9. In the case reported in Radhakrishna Aiyer v. Swaminatha Aiyer, AIR 1921 PC 25 though the value of the appeal was less than the requirement laid down in the Code of Civil Procedure, the High Court had granted a certificate without stating the question of law that was involved and the certificate was held to be defective.
10. The Privy Council in CIT v. S. M. Chitnavis observed that for the grant of a certificate under section 66A(2) of the Indian Income-tax Act, 1922, there must question affecting not only a particular assessee and depending upon the state of the evidence in a particular case, but a question of great public importance affecting assessee generally, and depending upon general principles.
11. In the case before the Supreme Court, the High Court had certified that it was a fit case for appeal to the Supreme Court without giving any reasons. The Supreme Court, after referring to the aforesaid Privy Council cases and article 133 of the Constitution of India, observed that, in certifying a case under the Income-tax Act as a fit one for appeal, the High Court shall set out the question of law which they regard as of great public or private importance which falls to be decided by the Supreme Court. The decision of the Supreme Court or any of the decisions of the Privy Council referred to, have not held that the certificate or the scope of the appeal should be restricted to the questions considered as important by the High Court. It has, however, been held that the order granting a certificate must give reasons. The fact that a mere question of law is involved is not sufficient for grant of a certificate, but a substantial question of law requiring the decision of the Supreme Court will be a reason for the grant of a certificate.
12. Section 261 of the Income-tax Act finds a place in Chapter XX with the general heading 'Appeals and revision'. The sections in that Chapter are grouped under separate sub-headings like, Appeals to the Appellate Assistant Commissioner, Appeals to the Appellate Tribunal, Reference to the High Court and Appeals to the Supreme Court, revision to the Commissioner and thereafter a sub-heading for general matters.
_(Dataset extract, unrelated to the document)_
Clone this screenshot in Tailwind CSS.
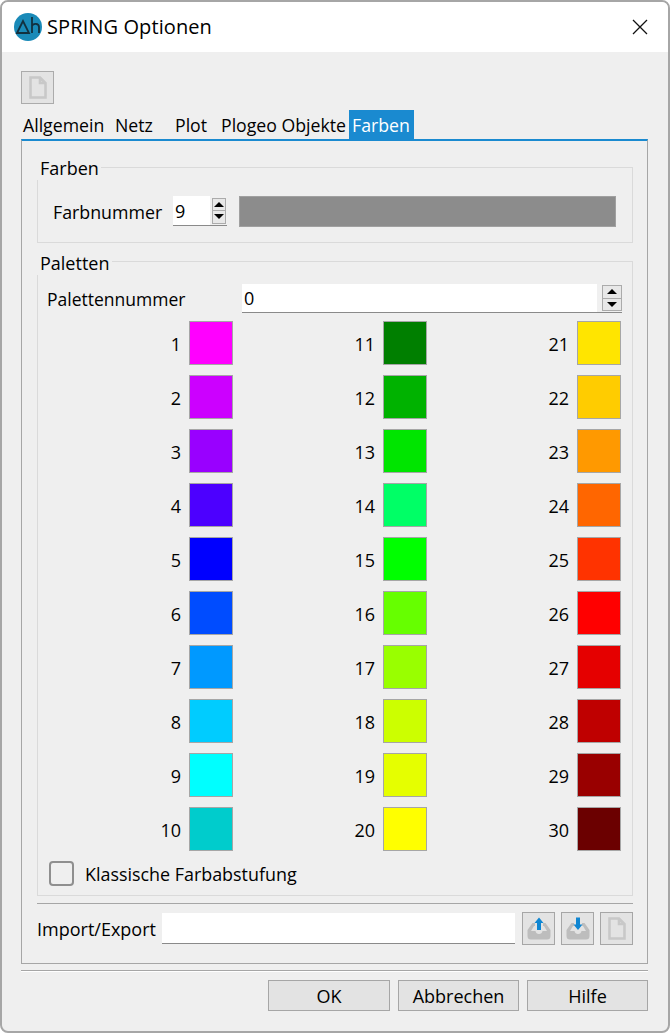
<!DOCTYPE html>
<html lang="de">
  <head>
    <meta charset="UTF-8" />
    <meta name="viewport" content="width=device-width, initial-scale=1.0"/>
    <title>SPRING Optionen</title>
    <script src="https://cdn.jsdelivr.net/npm/@tailwindcss/browser@4"></script>
  </head>
  <body class="bg-white">
    <div class="w-[670px] h-[1033px] flex flex-col overflow-hidden rounded-lg border-2 border-[#a6a6a6] bg-[#efefef] text-black text-[18px] leading-[24px] font-['Open_Sans',sans-serif]">

      <!-- Title bar -->
      <div class="h-[50px] shrink-0 bg-white flex items-center pl-[12px] pr-[20px]">
        <svg class="w-[28px] h-[28px] shrink-0" viewBox="0 0 28 28">
          <circle cx="14" cy="14" r="14" fill="#1a8ab8"/>
          <path d="M3 20 L9 8 L15 20 Z" fill="none" stroke="#12303f" stroke-width="1.8"/>
          <path d="M18 4 V20 M18 13 C19 10 25 10 25 14 V20" fill="none" stroke="#12303f" stroke-width="1.8"/>
        </svg>
        <span class="ml-[5px] text-[20px] tracking-[0.1px]">SPRING Optionen</span>
        <svg class="ml-auto w-[16px] h-[16px]" viewBox="0 0 16 16">
          <path d="M1 1 L15 15 M15 1 L1 15" stroke="#111" stroke-width="1.3" fill="none"/>
        </svg>
      </div>

      <div class="flex-1 flex flex-col pl-[19px] pr-[20px]">
        <!-- Toolbar -->
        <div class="pt-[19px] h-[58px] shrink-0">
          <button class="w-[33px] h-[33px] flex items-center justify-center border border-[#ababab] bg-[#e3e3e3]">
            <svg class="w-[18px] h-[23px]" viewBox="0 0 18 23"><path d="M1.5 1.5 H11 L16.5 7 V21.5 H1.5 Z M11 1.5 V7 H16.5" fill="none" stroke="#c8c8c8" stroke-width="2.6"/></svg>
          </button>
        </div>

        <!-- Tabs -->
        <div class="flex h-[29px] shrink-0 text-[17.7px] whitespace-nowrap">
          <span class="w-[94px] pl-[2px] leading-[30px]">Allgemein</span>
          <span class="w-[60px] leading-[30px]">Netz</span>
          <span class="w-[46px] leading-[30px]">Plot</span>
          <span class="w-[128px] leading-[30px]">Plogeo Objekte</span>
          <span class="w-[65px] bg-[#1a8ad0] text-white pl-[3px] leading-[30px]">Farben</span>
        </div>

        <!-- Tab pane -->
        <div class="h-[825px] shrink-0 border border-[#a6a6a6] border-t-2 border-t-[#1a8ad0] pl-[15px] pr-[14px] flex flex-col">

          <!-- Farben group -->
          <div class="relative mt-[26px] h-[76px] shrink-0 border border-[#dadada] flex items-start pt-[28px] pl-[15px] pr-[16px]">
            <span class="absolute left-[-1px] top-[-12px] bg-[#efefef] pl-[3px] pr-[2px]">Farben</span>
            <span class="w-[120px] mt-[4px] text-[17.8px]">Farbnummer</span>
            <div class="w-[54px] h-[30px] bg-white border-b border-[#8a8a8a] flex items-center justify-between pl-[2px]">
              <span>9</span>
              <div class="w-[17px] h-full bg-[#f0f0f0] flex items-center justify-center">
                <div class="w-[14px] h-[26px] flex flex-col border border-[#ababab] bg-[#e8e8e8]">
                  <div class="flex-1 flex items-center justify-center border-b border-[#ababab]"><div class="w-0 h-0 border-x-[5px] border-x-transparent border-b-[5px] border-b-black"></div></div>
                  <div class="flex-1 flex items-center justify-center"><div class="w-0 h-0 border-x-[5px] border-x-transparent border-t-[5px] border-t-black"></div></div>
                </div>
              </div>
            </div>
            <div class="ml-[12px] flex-1 h-[31px] bg-[#8c8c8c] border border-[#a0a0a0]"></div>
          </div>

          <!-- Paletten group -->
          <div class="relative mt-[18px] h-[635px] shrink-0 border border-[#dadada] flex flex-col">
            <span class="absolute left-[-1px] top-[-11px] bg-[#efefef] pl-[3px] pr-[3px]">Paletten</span>
            <div class="flex items-center pl-[9px] pr-[10px] pt-[22px] shrink-0">
              <span class="w-[195px] text-[17.5px]">Palettennummer</span>
              <div class="flex-1 h-[29px] bg-white border-b border-[#8a8a8a] flex items-center justify-between pl-[2px]">
                <span>0</span>
                <div class="w-[25px] h-full bg-[#f0f0f0] flex items-center justify-end">
                  <div class="w-[20px] h-[26px] flex flex-col border border-[#ababab] bg-[#e8e8e8]">
                    <div class="flex-1 flex items-center justify-center border-b border-[#ababab]"><div class="w-0 h-0 border-x-[5px] border-x-transparent border-b-[5px] border-b-black"></div></div>
                    <div class="flex-1 flex items-center justify-center"><div class="w-0 h-0 border-x-[5px] border-x-transparent border-t-[5px] border-t-black"></div></div>
                  </div>
                </div>
              </div>
            </div>
            <div id="swatches" class="grid grid-cols-[195px_194px_194px] grid-rows-[repeat(10,44px)] grid-flow-col gap-y-[10px] mt-[8px]"></div>
            <div class="flex items-center ml-[11px] mt-[10px]">
              <div class="w-[25px] h-[25px] rounded-[4px] border-2 border-[#8f8f8f]"></div>
              <span class="ml-[11px] text-[17.9px]">Klassische Farbabstufung</span>
            </div>
          </div>

          <!-- Import/Export -->
          <div class="mt-[7px] border-t border-[#a6a6a6] flex items-center pt-[8px] shrink-0">
            <span class="w-[125px]">Import/Export</span>
            <div class="w-[353px] h-[31px] bg-white border-b border-[#8a8a8a]"></div>
            <button class="ml-[7px] w-[33px] h-[33px] flex items-center justify-center border border-[#a6a6a6] bg-[#e3e3e3]">
              <svg class="w-[24px] h-[23px]" viewBox="0 0 24 23">
                <path d="M5.5 6 L0.5 13 V19 Q0.5 22.5 4 22.5 H20 Q23.5 22.5 23.5 19 V13 L18.5 6 H16 V9 H17 L20 14 H15.5 Q15 17 12 17 Q9 17 8.5 14 H4 L7 9 H8 V6 Z" fill="#bdbdbd"/>
                <path d="M12 0.5 L16.5 6 H14 V13 H10 V6 H7.5 Z" fill="#0f86d2"/>
              </svg>
            </button>
            <button class="ml-[6px] w-[33px] h-[33px] flex items-center justify-center border border-[#a6a6a6] bg-[#e3e3e3]">
              <svg class="w-[24px] h-[23px]" viewBox="0 0 24 23">
                <path d="M5.5 6 L0.5 13 V19 Q0.5 22.5 4 22.5 H20 Q23.5 22.5 23.5 19 V13 L18.5 6 H16 V9 H17 L20 14 H15.5 Q15 17 12 17 Q9 17 8.5 14 H4 L7 9 H8 V6 Z" fill="#bdbdbd"/>
                <path d="M12 13 L7.5 7.5 H10 V0.5 H14 V7.5 H16.5 Z" fill="#0f86d2"/>
              </svg>
            </button>
            <button class="ml-[6px] w-[33px] h-[33px] flex items-center justify-center border border-[#a6a6a6] bg-[#e3e3e3]">
              <svg class="w-[18px] h-[23px]" viewBox="0 0 18 23"><path d="M1.5 1.5 H11 L16.5 7 V21.5 H1.5 Z M11 1.5 V7 H16.5" fill="none" stroke="#c8c8c8" stroke-width="2.6"/></svg>
            </button>
          </div>
        </div>

        <!-- Footer -->
        <div class="mt-[6px] border-t border-[#a6a6a6] shadow-[inset_0_1px_0_#ffffff] pt-[9px] flex justify-end gap-[8px]">
          <button class="w-[122px] h-[31px] border border-[#a6a6a6] bg-[#e3e3e3]">OK</button>
          <button class="w-[121px] h-[31px] border border-[#a6a6a6] bg-[#e3e3e3]">Abbrechen</button>
          <button class="w-[121px] h-[31px] border border-[#a6a6a6] bg-[#e3e3e3]">Hilfe</button>
        </div>
      </div>
    </div>

    <script>
      const colors = [
        "#ff00ff", "#cc00ff", "#9900ff", "#4c00ff", "#0000ff", "#004cff", "#0099ff", "#00ccff", "#00ffff", "#00cccc",
        "#007f00", "#00b200", "#00e500", "#00ff66", "#00ff00", "#66ff00", "#99ff00", "#ccff00", "#e5ff00", "#ffff00",
        "#ffe500", "#ffcc00", "#ff9900", "#ff6600", "#ff3300", "#ff0000", "#e50000", "#bf0000", "#990000", "#6b0000"
      ];
      const swatches = document.getElementById("swatches");
      colors.forEach((color, i) => {
        const cell = document.createElement("div");
        cell.className = "flex items-center justify-end";
        cell.innerHTML = `<span class="mr-[8px] mt-[2px]">${i + 1}</span><div class="w-[44px] h-[44px] border border-[#a6a6a6]" style="background-color: ${color}"></div>`;
        swatches.appendChild(cell);
      });
    </script>
  </body>
</html>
Section 261, providing for appeal to the Supreme Court, is in a separate sub-heading. It has not been amended (uses the language of section 66A(2) of the previous Act) and reads as follows :
'261. An appeal shall lie to the Supreme Court from any judgment of the High Court delivered on a reference made under section 256 in any case which the High Court certifies to be a fit one for appeal to the Supreme Court.'
13. The language of the section shows that necessity of a substantial question of law requiring the decision of the Supreme Court is not the sole reason for the grant of a certificate. A certificate may be issued for other reasons, apart from substantial questions of law if the case is a fit one for appeal. Of course, a mere question of law cannot be a reason and this had already been held by the Supreme Court. In the present case, the question of law regarding the validity of the retrospective effect given to rule 19A is already decided by the Supreme Court, though after the judgment in this case. Hence, it cannot be said that the said question of law still requires a determination by the Supreme Court. But, it cannot be denied that this is a fit case as the application for certificate has been made within the time prescribed and the appeal by certificate is the only remedy for a party to get the judgment of this court corrected in the light of the subsequent decisions of the Supreme Court. This is one of the areas where a case may be otherwise fit for the grant of a certificate for appeal to the Supreme Court.
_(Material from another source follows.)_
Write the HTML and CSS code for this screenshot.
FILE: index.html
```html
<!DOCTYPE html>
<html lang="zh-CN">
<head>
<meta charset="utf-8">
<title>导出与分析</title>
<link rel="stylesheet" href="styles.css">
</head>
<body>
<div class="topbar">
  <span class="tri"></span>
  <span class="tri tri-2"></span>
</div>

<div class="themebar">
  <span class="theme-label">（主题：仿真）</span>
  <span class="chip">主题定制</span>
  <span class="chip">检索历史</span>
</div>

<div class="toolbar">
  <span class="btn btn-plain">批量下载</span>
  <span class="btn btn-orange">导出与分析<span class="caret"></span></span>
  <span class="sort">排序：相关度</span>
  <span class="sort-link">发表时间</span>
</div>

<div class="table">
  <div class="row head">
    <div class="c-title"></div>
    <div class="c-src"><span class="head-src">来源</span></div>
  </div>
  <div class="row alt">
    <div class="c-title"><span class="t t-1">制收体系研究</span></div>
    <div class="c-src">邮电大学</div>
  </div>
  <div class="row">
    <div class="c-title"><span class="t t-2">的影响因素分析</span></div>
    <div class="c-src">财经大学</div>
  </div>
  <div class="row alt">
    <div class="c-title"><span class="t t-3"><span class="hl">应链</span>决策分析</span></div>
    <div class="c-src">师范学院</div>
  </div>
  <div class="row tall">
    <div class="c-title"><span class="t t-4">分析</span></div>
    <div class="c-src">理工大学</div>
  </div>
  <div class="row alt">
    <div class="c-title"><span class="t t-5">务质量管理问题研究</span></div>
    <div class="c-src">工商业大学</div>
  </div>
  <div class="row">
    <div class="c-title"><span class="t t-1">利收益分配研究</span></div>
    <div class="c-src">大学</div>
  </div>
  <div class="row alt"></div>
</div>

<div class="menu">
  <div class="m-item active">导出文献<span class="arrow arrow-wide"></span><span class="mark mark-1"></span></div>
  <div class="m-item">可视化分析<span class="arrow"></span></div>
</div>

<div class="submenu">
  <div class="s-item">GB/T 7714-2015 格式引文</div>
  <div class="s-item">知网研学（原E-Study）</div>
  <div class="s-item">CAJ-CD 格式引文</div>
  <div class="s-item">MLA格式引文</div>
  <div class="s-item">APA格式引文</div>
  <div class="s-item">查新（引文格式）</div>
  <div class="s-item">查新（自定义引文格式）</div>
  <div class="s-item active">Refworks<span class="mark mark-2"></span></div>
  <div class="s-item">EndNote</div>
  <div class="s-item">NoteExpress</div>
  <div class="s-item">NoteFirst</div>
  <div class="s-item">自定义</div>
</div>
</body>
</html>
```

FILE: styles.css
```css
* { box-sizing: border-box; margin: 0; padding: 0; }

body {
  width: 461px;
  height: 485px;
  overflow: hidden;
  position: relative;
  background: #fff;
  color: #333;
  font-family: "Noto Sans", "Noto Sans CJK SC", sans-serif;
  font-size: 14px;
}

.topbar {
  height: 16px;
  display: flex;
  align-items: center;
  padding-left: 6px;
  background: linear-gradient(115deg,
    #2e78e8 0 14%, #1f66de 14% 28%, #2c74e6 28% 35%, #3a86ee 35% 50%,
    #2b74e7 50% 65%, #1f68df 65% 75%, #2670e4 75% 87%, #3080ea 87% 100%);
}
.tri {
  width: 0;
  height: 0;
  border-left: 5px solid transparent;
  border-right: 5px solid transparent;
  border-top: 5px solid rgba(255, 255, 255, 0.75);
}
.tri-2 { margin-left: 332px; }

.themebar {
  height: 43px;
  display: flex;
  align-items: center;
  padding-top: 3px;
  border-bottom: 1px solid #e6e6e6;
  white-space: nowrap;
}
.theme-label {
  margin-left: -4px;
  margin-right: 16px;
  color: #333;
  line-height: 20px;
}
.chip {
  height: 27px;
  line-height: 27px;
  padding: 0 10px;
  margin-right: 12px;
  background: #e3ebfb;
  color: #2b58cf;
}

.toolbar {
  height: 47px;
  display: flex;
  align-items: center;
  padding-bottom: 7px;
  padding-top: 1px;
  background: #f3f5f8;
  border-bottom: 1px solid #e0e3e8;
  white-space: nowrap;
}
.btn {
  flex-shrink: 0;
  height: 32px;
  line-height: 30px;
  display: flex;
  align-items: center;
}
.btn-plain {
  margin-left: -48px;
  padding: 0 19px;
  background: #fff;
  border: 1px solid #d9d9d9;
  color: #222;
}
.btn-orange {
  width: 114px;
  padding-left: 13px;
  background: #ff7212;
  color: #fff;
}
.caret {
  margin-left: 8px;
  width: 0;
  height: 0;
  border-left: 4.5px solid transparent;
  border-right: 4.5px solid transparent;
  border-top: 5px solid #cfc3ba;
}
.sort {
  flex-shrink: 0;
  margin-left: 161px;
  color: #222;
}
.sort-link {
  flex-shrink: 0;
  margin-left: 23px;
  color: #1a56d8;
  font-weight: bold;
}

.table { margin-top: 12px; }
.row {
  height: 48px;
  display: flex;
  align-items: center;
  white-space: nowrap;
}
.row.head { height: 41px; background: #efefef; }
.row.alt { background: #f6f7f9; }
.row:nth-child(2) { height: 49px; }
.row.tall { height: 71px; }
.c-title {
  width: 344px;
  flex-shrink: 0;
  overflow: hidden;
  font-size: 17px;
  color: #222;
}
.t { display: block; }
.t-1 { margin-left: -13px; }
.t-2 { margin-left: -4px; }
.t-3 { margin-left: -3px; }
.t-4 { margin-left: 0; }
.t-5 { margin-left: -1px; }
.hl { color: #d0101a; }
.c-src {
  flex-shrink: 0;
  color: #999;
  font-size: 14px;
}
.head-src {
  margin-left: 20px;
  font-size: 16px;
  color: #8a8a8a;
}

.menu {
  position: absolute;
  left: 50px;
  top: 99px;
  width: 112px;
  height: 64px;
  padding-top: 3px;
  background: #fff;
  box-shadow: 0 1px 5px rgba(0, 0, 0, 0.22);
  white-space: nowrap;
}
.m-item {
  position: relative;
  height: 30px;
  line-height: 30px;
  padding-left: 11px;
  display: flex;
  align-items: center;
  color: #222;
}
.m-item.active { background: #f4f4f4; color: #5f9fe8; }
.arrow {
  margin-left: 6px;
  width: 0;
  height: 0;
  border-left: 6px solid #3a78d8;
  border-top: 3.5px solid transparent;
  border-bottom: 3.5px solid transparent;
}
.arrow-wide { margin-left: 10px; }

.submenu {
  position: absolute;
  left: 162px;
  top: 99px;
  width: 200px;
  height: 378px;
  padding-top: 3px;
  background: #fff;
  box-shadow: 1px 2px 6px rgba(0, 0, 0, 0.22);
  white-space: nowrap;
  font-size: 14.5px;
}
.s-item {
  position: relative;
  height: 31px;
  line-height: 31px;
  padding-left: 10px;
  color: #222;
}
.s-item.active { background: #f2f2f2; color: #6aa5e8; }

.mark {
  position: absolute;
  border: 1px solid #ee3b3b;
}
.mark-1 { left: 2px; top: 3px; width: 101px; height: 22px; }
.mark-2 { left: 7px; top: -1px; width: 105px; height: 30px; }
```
14. In addition to this question about the vires of the retrospective effect given to rule 19A, the questions about computation of capital for the purpose of grant of relief under section 80J read with rule 19A which have been answered in this case involve substantial questions of law which will be affecting a large number of assessee. There are divergent views of various High Courts on these questions and there is no decision of the Supreme Court. Hence, these questions also require consideration and decision by the Supreme Court.
15. Section 261 contemplates an appeal from a judgment delivered on a reference in any case and not an appeal against individual questions. The word 'case' contemplates the reference before the High Court itself. It has also been used in section 256 of the Income-tax Act where the Appellate Tribunal is required to draw up a statement of case if it considers that the opinion of the High Court is to be obtained on certain questions of law arising out of its order. This also makes it clear that there is no warrant for the submission of counsel for the Revenue that the certificate should mention each question in respect of which the appeal could be filed. The High Court has to state the reasons for the grant of a certificate but once the certificate is granted and appeal filed pursuant to it, there will be no restriction, either in the scope of the appeal or the jurisdiction of the appellate court to deal with it.
16. In view of the above reasons, we have arrived at a conclusion that this is a case for grant of a certificate under section 261 of the Income-tax Act for the purpose of filing an appeal in the Supreme Court. A certificate shall, accordingly, issue. We make no order as to costs.